Vorige Woche hatte General Motors einen Milliardengewinn (1,3 Milliarden Dollar von April bis Juni) und einen Führungswechsel verkündet und sich so für die Rückkehr an die Börse in Stellung gebracht. Die Geschicke des Unternehmens soll ab 1. September Daniel Akerson leiten, der bisher Chefmanager des Investmentfonds Carlyle war. Er pflegt beste politische Kontakte in Washington und ist seit Juli 2009 Mitglied des GM-Verwaltungsrats. An dessen Spitze wechselt der bisherige Konzernchef Ed Whitacre, die Schlüsselfigur bei der GM-Sanierung.

Für zwei Monate in Insolvenz gegangen
GM war im Juni 2009 für zwei Monate in die Insolvenz gegangen und entledigte sich so 40 Milliarden Dollar an Schulden. Der Konzern hat zudem in einer Rosskur Kosten gesenkt, Werke geschlossen und Marken wie Pontiac, Saab und Hummer fallen gelassen. Gleichwohl benötigt GM Geld, etwa für den Umbau bei seiner verlustbringenden deutschen Tochter Opel und die Bedienung von Pensionsansprüchen.

Mit dem IPO-Projekt "Morgendämmerung" will der Konzern auch Schulden beim Staat zurückzahlen. Obama wird Beobachtern zufolge versucht sein, die GM-Rettung als finanziellen Erfolg zu werten. Die Öffentlichkeit hat sein Eingreifen 2009 mit Skepsis verfolgt. Die Regierungen der USA und Kanadas hatten GM damals mit Milliarden an Steuergeldern vor dem Aus gerettet und halten seither die Mehrheit an der einstigen Industrie-Ikone. Insgesamt pumpte die US-Regierung etwa 50 Milliarden Dollar in das Unternehmen. 43 Milliarden davon wurden in GM-Anteile ungewandelt, die Regierung besitzt seitdem 61 Prozent. Kanada bekam knapp zwölf Prozent. Anteile erhielt auch die Automobilgewerkschaft UAW im Gegenzug für einen Verzicht auf Sozialleistungen.

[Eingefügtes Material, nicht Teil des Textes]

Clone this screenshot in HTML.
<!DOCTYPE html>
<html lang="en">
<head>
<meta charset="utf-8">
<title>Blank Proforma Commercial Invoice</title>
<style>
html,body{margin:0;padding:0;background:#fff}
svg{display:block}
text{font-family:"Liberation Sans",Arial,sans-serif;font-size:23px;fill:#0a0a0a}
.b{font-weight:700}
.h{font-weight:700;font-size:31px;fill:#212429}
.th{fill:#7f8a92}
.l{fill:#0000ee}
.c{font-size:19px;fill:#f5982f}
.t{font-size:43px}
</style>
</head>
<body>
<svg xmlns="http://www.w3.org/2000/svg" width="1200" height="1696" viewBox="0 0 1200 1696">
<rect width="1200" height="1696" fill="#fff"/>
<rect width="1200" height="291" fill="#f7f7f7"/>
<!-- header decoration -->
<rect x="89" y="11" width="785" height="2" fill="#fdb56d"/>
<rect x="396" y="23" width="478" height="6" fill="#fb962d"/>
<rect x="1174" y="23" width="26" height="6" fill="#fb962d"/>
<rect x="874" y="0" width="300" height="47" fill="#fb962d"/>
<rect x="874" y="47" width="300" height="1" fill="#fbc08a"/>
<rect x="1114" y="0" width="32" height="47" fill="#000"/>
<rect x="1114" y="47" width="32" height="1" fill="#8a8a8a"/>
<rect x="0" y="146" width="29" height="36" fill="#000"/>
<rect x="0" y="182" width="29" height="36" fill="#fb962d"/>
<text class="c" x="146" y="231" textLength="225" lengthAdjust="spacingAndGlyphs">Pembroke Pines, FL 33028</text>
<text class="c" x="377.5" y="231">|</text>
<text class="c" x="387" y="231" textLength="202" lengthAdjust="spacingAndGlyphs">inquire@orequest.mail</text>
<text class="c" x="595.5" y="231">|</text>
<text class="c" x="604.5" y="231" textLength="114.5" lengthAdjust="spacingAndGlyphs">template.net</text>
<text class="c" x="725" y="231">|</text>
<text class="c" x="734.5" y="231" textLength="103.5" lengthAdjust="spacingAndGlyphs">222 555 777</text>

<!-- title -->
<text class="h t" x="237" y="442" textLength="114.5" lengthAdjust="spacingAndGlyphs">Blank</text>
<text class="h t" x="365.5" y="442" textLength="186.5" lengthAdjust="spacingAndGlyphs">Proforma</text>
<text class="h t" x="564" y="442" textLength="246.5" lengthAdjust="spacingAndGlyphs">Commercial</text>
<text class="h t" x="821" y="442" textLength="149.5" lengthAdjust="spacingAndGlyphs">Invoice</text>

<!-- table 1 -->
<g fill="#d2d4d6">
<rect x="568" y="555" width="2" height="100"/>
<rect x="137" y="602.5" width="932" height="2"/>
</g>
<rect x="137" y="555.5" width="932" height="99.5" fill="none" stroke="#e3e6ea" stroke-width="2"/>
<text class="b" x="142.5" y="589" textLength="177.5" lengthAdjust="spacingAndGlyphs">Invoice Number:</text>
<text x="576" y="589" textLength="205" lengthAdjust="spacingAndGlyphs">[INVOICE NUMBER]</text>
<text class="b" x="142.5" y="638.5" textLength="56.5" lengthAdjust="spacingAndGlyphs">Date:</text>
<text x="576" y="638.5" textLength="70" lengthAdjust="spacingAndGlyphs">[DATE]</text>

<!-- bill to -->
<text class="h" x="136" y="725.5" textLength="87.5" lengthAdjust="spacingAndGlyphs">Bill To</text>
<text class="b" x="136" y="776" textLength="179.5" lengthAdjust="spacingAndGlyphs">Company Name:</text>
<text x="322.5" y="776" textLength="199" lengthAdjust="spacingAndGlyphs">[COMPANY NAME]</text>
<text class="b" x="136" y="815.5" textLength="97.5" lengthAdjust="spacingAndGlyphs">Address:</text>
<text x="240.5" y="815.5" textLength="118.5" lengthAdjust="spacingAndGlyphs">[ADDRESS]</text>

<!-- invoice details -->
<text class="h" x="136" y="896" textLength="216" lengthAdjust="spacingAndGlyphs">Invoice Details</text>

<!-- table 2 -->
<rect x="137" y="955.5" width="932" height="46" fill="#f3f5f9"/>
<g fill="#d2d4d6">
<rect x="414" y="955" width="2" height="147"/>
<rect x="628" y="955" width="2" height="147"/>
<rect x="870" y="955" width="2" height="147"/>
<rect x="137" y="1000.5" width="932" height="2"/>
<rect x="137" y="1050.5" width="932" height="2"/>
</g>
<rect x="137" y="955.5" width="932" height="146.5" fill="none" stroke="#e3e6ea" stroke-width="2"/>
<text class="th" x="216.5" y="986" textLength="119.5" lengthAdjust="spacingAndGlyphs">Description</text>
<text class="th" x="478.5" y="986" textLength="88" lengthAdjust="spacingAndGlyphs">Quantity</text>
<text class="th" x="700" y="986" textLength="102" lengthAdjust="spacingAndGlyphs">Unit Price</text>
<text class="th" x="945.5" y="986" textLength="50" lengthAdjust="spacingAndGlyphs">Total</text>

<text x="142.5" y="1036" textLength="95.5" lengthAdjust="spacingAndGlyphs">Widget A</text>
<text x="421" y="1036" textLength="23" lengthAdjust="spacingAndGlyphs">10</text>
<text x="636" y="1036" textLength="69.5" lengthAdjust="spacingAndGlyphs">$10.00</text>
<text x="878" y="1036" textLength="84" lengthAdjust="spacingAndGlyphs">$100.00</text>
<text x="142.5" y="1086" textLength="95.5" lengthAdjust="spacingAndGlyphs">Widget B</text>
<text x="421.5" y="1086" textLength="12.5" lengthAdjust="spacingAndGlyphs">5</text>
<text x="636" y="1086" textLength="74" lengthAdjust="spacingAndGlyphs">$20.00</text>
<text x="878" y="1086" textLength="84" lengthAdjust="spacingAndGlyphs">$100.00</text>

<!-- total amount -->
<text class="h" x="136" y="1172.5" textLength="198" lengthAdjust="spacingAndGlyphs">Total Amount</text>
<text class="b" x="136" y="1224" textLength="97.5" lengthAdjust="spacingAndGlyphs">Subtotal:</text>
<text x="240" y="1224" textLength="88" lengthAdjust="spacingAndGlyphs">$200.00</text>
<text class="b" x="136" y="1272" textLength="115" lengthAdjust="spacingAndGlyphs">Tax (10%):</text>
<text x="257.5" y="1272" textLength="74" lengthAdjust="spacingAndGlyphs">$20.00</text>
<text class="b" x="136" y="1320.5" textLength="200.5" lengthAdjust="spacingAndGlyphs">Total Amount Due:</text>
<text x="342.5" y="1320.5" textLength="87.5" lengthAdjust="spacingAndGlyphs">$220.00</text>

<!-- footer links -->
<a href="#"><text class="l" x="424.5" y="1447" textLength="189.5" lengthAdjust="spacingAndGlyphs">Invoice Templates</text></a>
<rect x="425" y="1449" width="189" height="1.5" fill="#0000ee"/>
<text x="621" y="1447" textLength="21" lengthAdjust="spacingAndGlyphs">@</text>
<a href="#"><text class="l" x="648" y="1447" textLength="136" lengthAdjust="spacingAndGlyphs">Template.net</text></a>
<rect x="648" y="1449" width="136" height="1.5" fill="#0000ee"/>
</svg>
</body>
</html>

US-Regierung behält Macht über "Government Motors"
GM strebt einen Rückzug der Regierungen an, um nicht mehr als "Government Motors" belächelt zu werden. Die US-Regierung wird aber auch dann noch Macht bei GM haben, wenn ihr Anteil auf unter 50 Prozent fällt. So wird sie die Ernennung von Vorständen und deren Bezahlung ebenso beeinflussen können wie die Firmenstrategie und Fragen im Umgang mit den Mitarbeitern und Gewerkschaften.

Der Börsegang dürfte der zweitgrößte der US-Geschichte hinter jenem von Visa werden. Der Kreditkartenanbieter hatte im Jahr 2008 rund 19,7 Milliarden Dollar bei seinem IPO eingesammelt. Den Titel des Weltmeisters hält die Agricultural Bank of China mit 22,1 Milliarden Dollar. Analysten halten einen GM-Börsenwert von bis zu 80 Milliarden Dollar für denkbar, der weltgrößte Autokonzern Toyota ist aktuell rund 121 Milliarden Dollar wert. Damit die US-Regierung die in General Motors investierten Steuergelder zurückbekommt, müsste die Börsenbewertung bei rund 70 Milliarden Dollar liegen.

Experten sehen den Börsegang skeptisch. "Ich glaube, das Risiko eines Scheiterns bei dem IPO ist größer als das, weiterhin als 'Government Motors' bezeichnet zu werden", sagte Brad Coulter, Spezialist für Restrukturierungen bei O'Keefe & Associates. Der Präsident der Automotive Consulting Group, Dennis Virag, äußerte sich ähnlich: "Ich glaube nicht, dass jetzt eine gute Zeit für einen Börsengang ist."